In the 1880s, Ludwik Leyzer Zamenhof, a Jewish ophthalmologist in Bialystok who had become disillusioned with Zionism, concluded that the problems of anti-Semitism, prejudice, racism, and war could all be solved were mankind to adopt a universal language. He proceeded to create Esperanto, a simplified tongue based primarily on the Romance languages but with heavy doses of German, Slavic, and even Yiddish. Soon there were publications and annual conferences. Both still exist today, though the movement never achieved the success Zamenhoff hoped for—as Esther Schor recounts in Bridge of Words: Esperanto and the Dream of a Universal Language. David Mikics writes in his review:
Zamenhof . . . wrote that “my Jewishness has been the main reason why, from earliest childhood, I gave myself completely to one crucial idea, one dream—the dream of the unity of humankind.” . . .
In 1901, Zamenhof unveiled a universal ethics he called “Hillelism,” to be spread by Esperanto speakers. . . Like those contemporary American Jews who define Jewishness as the devotion to social justice, Zamenhof was straddling a fence. If Jewish tradition was an anachronism, [as Zamenhof firmly believed], why name his universal ethics after the sage Hillel? Judaism could only conquer if the Jews themselves disappeared qua Jews, Zamenhof seemed to be implying. . . . He thought that non-Jews would adopt Jewish moral seriousness if only Jews could divest themselves of nationhood, religion, and cultural identity. To put it mildly, the 20th century did not validate this highly paradoxical fantasy.

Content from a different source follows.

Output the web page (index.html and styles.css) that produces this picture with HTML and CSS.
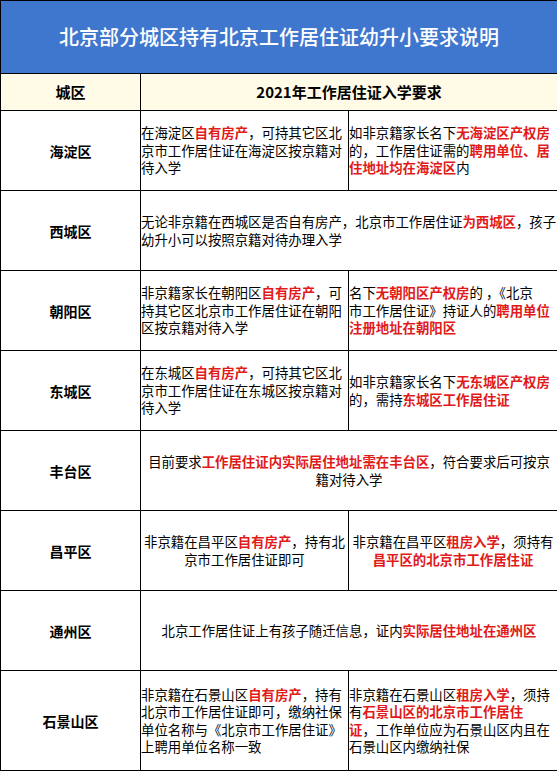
FILE: index.html
```html
<!DOCTYPE html>
<html lang="zh-CN">
<head>
<meta charset="utf-8">
<title>北京部分城区持有北京工作居住证幼升小要求说明</title>
<link rel="stylesheet" href="styles.css">
</head>
<body>
<table class="sheet">
  <colgroup>
    <col class="c1">
    <col class="c2">
    <col class="c3">
  </colgroup>
  <tr class="r-title">
    <td colspan="3" class="title"><span>北京部分城区持有北京工作居住证幼升小要求说明</span></td>
  </tr>
  <tr class="r-head">
    <th class="head">城区</th>
    <th class="head" colspan="2">2021年工作居住证入学要求</th>
  </tr>
  <tr class="r-row">
    <td class="district">海淀区</td>
    <td class="txt">在海淀区<b>自有房产</b>，可持其它区北<br>京市工作居住证在海淀区按京籍对<br>待入学</td>
    <td class="txt">如非京籍家长名下<b>无海淀区产权房</b><br>的，工作居住证需的<b>聘用单位、居</b><br><b>住地址均在海淀区</b>内</td>
  </tr>
  <tr class="r-row">
    <td class="district">西城区</td>
    <td class="txt" colspan="2">无论非京籍在西城区是否自有房产，北京市工作居住证<b>为西城区</b>，孩子<br>幼升小可以按照京籍对待办理入学</td>
  </tr>
  <tr class="r-row">
    <td class="district">朝阳区</td>
    <td class="txt">非京籍家长在朝阳区<b>自有房产</b>，可<br>持其它区北京市工作居住证在朝阳<br>区按京籍对待入学</td>
    <td class="txt">名下<b>无朝阳区产权房</b>的 ，《北京<br>市工作居住证》持证人的<b>聘用单位</b><br><b>注册地址在朝阳区</b></td>
  </tr>
  <tr class="r-row">
    <td class="district">东城区</td>
    <td class="txt">在东城区<b>自有房产</b>，可持其它区北<br>京市工作居住证在东城区按京籍对<br>待入学</td>
    <td class="txt">如非京籍家长名下<b>无东城区产权房</b><br>的，需持<b>东城区工作居住证</b></td>
  </tr>
  <tr class="r-row">
    <td class="district">丰台区</td>
    <td class="txt center" colspan="2">目前要求<b>工作居住证内实际居住地址需在丰台区</b>，符合要求后可按京<br>籍对待入学</td>
  </tr>
  <tr class="r-row">
    <td class="district">昌平区</td>
    <td class="txt center">非京籍在昌平区<b>自有房产</b>，持有北<br>京市工作居住证即可</td>
    <td class="txt center">非京籍在昌平区<b>租房入学</b>，须持有<br><b>昌平区的北京市工作居住证</b></td>
  </tr>
  <tr class="r-row">
    <td class="district">通州区</td>
    <td class="txt center" colspan="2">北京工作居住证上有孩子随迁信息，证内<b>实际居住地址在通州区</b></td>
  </tr>
  <tr class="r-last">
    <td class="district">石景山区</td>
    <td class="txt">非京籍在石景山区<b>自有房产</b>，持有<br>北京市工作居住证即可，缴纳社保<br>单位名称与《北京市工作居住证》<br>上聘用单位名称一致</td>
    <td class="txt">非京籍在石景山区<b>租房入学</b>，须持<br>有<b>石景山区的北京市工作居住</b><br><b>证</b>，工作单位应为石景山区内且在<br>石景山区内缴纳社保</td>
  </tr>
</table>
</body>
</html>
```

FILE: styles.css
```css
html, body {
  margin: 0;
  padding: 0;
  background: #ffffff;
}

body {
  font-family: "Noto Sans CJK SC", "Noto Sans", "Liberation Sans", sans-serif;
  color: #000000;
}

.sheet {
  width: 557px;
  border-collapse: collapse;
  table-layout: fixed;
}

.c1 { width: 140px; }
.c2 { width: 208px; }
.c3 { width: 209px; }

.sheet td,
.sheet th {
  border: 1px solid #000000;
  padding: 0;
}

.r-title { height: 73px; }
.r-head { height: 37px; }
.r-row { height: 80px; }
.r-last { height: 100px; }

.title {
  background: #3f77cf;
  color: #ffffff;
  text-align: center;
  font-size: 20px;
  font-weight: 500;
  line-height: 24px;
  padding-top: 8px;
  border-top-color: #3f77cf;
  border-left-color: #3f77cf;
  border-right-color: #3f77cf;
}

.head {
  background: #fffbe6;
  font-size: 15px;
  font-weight: 700;
  text-align: center;
  line-height: 20px;
}

.district {
  text-align: center;
  font-size: 14px;
  font-weight: 700;
  line-height: 18px;
}

.txt {
  font-size: 13.4px;
  line-height: 17.5px;
  text-align: left;
  white-space: nowrap;
  padding: 0 2px 0 3px;
}

.txt.center {
  text-align: center;
}

.txt b {
  color: #e11a1a;
  font-weight: 700;
}
```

Zamenhof’s own daughters were murdered in Auschwitz. . . .
[Zamenhof] lived long enough to see anti-Semitic polemics appear in a Polish Esperanto journal called Pola Esperantisto. Zamenhof wrote a letter to the editor condemning the articles, in which he remarked that “the entire sin of the Jews consists only in this, that Jews also want to live and have human rights.” But the editor rejected Zamenhof’s letter and continued on his path of Jew-hatred.